Leave out the pictures and transcribe everything else exactly.

***

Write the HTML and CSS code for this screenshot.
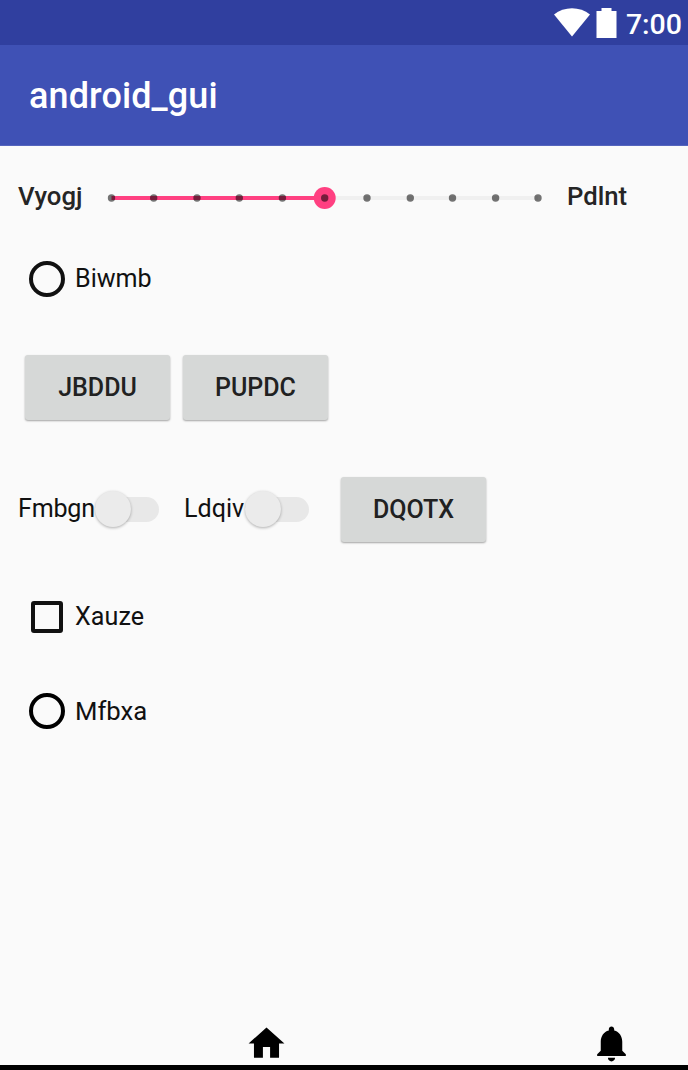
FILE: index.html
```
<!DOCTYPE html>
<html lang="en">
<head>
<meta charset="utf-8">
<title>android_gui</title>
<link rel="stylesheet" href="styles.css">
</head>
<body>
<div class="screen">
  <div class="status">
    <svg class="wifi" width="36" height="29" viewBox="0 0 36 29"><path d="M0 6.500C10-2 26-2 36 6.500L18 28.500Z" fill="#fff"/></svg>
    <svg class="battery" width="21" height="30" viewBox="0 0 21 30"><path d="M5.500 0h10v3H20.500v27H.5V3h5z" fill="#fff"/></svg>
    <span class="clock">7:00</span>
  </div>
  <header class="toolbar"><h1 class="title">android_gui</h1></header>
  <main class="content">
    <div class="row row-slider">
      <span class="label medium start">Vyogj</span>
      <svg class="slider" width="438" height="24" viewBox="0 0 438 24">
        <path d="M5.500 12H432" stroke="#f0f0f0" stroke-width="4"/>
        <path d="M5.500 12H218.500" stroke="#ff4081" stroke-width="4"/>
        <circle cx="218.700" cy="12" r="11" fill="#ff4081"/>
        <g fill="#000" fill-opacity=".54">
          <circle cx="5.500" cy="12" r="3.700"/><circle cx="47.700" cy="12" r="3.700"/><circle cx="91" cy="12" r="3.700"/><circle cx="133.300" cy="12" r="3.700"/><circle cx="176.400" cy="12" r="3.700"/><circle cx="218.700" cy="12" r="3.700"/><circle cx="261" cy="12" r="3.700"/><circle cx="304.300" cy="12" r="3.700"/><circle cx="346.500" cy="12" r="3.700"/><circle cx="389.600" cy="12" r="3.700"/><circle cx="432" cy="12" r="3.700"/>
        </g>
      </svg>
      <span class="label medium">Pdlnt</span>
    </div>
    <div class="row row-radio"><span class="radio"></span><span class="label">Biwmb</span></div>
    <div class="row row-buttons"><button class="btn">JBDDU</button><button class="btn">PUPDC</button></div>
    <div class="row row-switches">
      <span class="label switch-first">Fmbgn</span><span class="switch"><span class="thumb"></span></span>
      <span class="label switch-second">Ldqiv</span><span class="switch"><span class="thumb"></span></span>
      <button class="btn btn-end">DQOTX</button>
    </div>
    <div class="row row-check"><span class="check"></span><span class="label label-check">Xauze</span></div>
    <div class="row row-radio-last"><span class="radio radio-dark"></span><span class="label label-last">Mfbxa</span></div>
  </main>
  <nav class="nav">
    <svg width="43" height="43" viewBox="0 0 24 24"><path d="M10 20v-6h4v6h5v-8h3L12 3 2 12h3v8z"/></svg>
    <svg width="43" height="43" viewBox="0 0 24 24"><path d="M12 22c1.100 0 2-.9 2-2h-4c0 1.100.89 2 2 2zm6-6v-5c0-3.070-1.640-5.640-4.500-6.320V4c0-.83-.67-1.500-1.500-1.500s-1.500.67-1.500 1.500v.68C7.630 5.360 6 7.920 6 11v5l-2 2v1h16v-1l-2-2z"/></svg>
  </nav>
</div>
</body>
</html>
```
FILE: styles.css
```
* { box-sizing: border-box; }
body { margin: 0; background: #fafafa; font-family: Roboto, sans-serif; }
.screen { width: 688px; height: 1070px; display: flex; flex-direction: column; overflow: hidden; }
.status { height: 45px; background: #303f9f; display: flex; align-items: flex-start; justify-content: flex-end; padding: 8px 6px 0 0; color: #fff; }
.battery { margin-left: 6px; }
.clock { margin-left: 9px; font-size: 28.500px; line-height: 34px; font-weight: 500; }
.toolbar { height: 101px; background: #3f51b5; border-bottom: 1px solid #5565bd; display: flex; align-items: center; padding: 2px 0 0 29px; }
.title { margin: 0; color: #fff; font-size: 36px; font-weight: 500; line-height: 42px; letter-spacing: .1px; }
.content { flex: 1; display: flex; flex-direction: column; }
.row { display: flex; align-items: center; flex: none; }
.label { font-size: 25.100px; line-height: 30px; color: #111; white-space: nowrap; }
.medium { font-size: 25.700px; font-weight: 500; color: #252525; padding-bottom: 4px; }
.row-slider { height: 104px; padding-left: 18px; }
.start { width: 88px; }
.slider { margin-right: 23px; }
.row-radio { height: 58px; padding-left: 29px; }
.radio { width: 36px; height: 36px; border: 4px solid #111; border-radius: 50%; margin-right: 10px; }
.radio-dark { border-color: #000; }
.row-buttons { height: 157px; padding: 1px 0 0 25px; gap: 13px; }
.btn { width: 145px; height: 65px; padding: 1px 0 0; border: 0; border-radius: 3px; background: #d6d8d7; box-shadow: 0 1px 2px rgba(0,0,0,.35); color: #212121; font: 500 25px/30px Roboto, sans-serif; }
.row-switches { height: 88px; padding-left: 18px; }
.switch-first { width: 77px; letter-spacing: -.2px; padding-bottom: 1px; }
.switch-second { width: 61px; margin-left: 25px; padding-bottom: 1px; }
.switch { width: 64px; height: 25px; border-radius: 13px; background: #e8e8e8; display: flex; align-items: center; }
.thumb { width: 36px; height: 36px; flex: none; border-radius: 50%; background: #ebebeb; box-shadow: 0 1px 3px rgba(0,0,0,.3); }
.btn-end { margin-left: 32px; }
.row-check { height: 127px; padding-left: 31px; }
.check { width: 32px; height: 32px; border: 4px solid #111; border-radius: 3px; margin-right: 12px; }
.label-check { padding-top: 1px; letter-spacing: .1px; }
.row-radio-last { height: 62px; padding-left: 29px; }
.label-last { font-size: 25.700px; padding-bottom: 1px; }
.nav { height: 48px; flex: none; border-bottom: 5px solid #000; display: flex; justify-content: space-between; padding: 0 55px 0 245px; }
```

***

▸ OUTPUT FOR THIS TASK:
Write the HTML and CSS code for this screenshot.
FILE: index.html
```
<!DOCTYPE html>
<html lang="en">
<head>
<meta charset="utf-8">
<title>android_gui</title>
<link rel="stylesheet" href="styles.css">
</head>
<body>
<div class="screen">
  <div class="status">
    <svg class="wifi" width="36" height="29" viewBox="0 0 36 29"><path d="M0 6.500C10-2 26-2 36 6.500L18 28.500Z" fill="#fff"/></svg>
    <svg class="battery" width="21" height="30" viewBox="0 0 21 30"><path d="M5.500 0h10v3H20.500v27H.5V3h5z" fill="#fff"/></svg>
    <span class="clock">7:00</span>
  </div>
  <header class="toolbar"><h1 class="title">android_gui</h1></header>
  <main class="content">
    <div class="row row-slider">
      <span class="label medium start">Vyogj</span>
      <svg class="slider" width="438" height="24" viewBox="0 0 438 24">
        <path d="M5.500 12H432" stroke="#f0f0f0" stroke-width="4"/>
        <path d="M5.500 12H218.500" stroke="#ff4081" stroke-width="4"/>
        <circle cx="218.700" cy="12" r="11" fill="#ff4081"/>
        <g fill="#000" fill-opacity=".54">
          <circle cx="5.500" cy="12" r="3.700"/><circle cx="47.700" cy="12" r="3.700"/><circle cx="91" cy="12" r="3.700"/><circle cx="133.300" cy="12" r="3.700"/><circle cx="176.400" cy="12" r="3.700"/><circle cx="218.700" cy="12" r="3.700"/><circle cx="261" cy="12" r="3.700"/><circle cx="304.300" cy="12" r="3.700"/><circle cx="346.500" cy="12" r="3.700"/><circle cx="389.600" cy="12" r="3.700"/><circle cx="432" cy="12" r="3.700"/>
        </g>
      </svg>
      <span class="label medium">Pdlnt</span>
    </div>
    <div class="row row-radio"><span class="radio"></span><span class="label">Biwmb</span></div>
    <div class="row row-buttons"><button class="btn">JBDDU</button><button class="btn">PUPDC</button></div>
    <div class="row row-switches">
      <span class="label switch-first">Fmbgn</span><span class="switch"><span class="thumb"></span></span>
      <span class="label switch-second">Ldqiv</span><span class="switch"><span class="thumb"></span></span>
      <button class="btn btn-end">DQOTX</button>
    </div>
    <div class="row row-check"><span class="check"></span><span class="label label-check">Xauze</span></div>
    <div class="row row-radio-last"><span class="radio radio-dark"></span><span class="label label-last">Mfbxa</span></div>
  </main>
  <nav class="nav">
    <svg width="43" height="43" viewBox="0 0 24 24"><path d="M10 20v-6h4v6h5v-8h3L12 3 2 12h3v8z"/></svg>
    <svg width="43" height="43" viewBox="0 0 24 24"><path d="M12 22c1.100 0 2-.9 2-2h-4c0 1.100.89 2 2 2zm6-6v-5c0-3.070-1.640-5.640-4.500-6.320V4c0-.83-.67-1.500-1.500-1.500s-1.500.67-1.500 1.500v.68C7.630 5.360 6 7.920 6 11v5l-2 2v1h16v-1l-2-2z"/></svg>
  </nav>
</div>
</body>
</html>
```
FILE: styles.css
```
* { box-sizing: border-box; }
body { margin: 0; background: #fafafa; font-family: Roboto, sans-serif; }
.screen { width: 688px; height: 1070px; display: flex; flex-direction: column; overflow: hidden; }
.status { height: 45px; background: #303f9f; display: flex; align-items: flex-start; justify-content: flex-end; padding: 8px 6px 0 0; color: #fff; }
.battery { margin-left: 6px; }
.clock { margin-left: 9px; font-size: 28.500px; line-height: 34px; font-weight: 500; }
.toolbar { height: 101px; background: #3f51b5; border-bottom: 1px solid #5565bd; display: flex; align-items: center; padding: 2px 0 0 29px; }
.title { margin: 0; color: #fff; font-size: 36px; font-weight: 500; line-height: 42px; letter-spacing: .1px; }
.content { flex: 1; display: flex; flex-direction: column; }
.row { display: flex; align-items: center; flex: none; }
.label { font-size: 25.100px; line-height: 30px; color: #111; white-space: nowrap; }
.medium { font-size: 25.700px; font-weight: 500; color: #252525; padding-bottom: 4px; }
.row-slider { height: 104px; padding-left: 18px; }
.start { width: 88px; }
.slider { margin-right: 23px; }
.row-radio { height: 58px; padding-left: 29px; }
.radio { width: 36px; height: 36px; border: 4px solid #111; border-radius: 50%; margin-right: 10px; }
.radio-dark { border-color: #000; }
.row-buttons { height: 157px; padding: 1px 0 0 25px; gap: 13px; }
.btn { width: 145px; height: 65px; padding: 1px 0 0; border: 0; border-radius: 3px; background: #d6d8d7; box-shadow: 0 1px 2px rgba(0,0,0,.35); color: #212121; font: 500 25px/30px Roboto, sans-serif; }
.row-switches { height: 88px; padding-left: 18px; }
.switch-first { width: 77px; letter-spacing: -.2px; padding-bottom: 1px; }
.switch-second { width: 61px; margin-left: 25px; padding-bottom: 1px; }
.switch { width: 64px; height: 25px; border-radius: 13px; background: #e8e8e8; display: flex; align-items: center; }
.thumb { width: 36px; height: 36px; flex: none; border-radius: 50%; background: #ebebeb; box-shadow: 0 1px 3px rgba(0,0,0,.3); }
.btn-end { margin-left: 32px; }
.row-check { height: 127px; padding-left: 31px; }
.check { width: 32px; height: 32px; border: 4px solid #111; border-radius: 3px; margin-right: 12px; }
.label-check { padding-top: 1px; letter-spacing: .1px; }
.row-radio-last { height: 62px; padding-left: 29px; }
.label-last { font-size: 25.700px; padding-bottom: 1px; }
.nav { height: 48px; flex: none; border-bottom: 5px solid #000; display: flex; justify-content: space-between; padding: 0 55px 0 245px; }
```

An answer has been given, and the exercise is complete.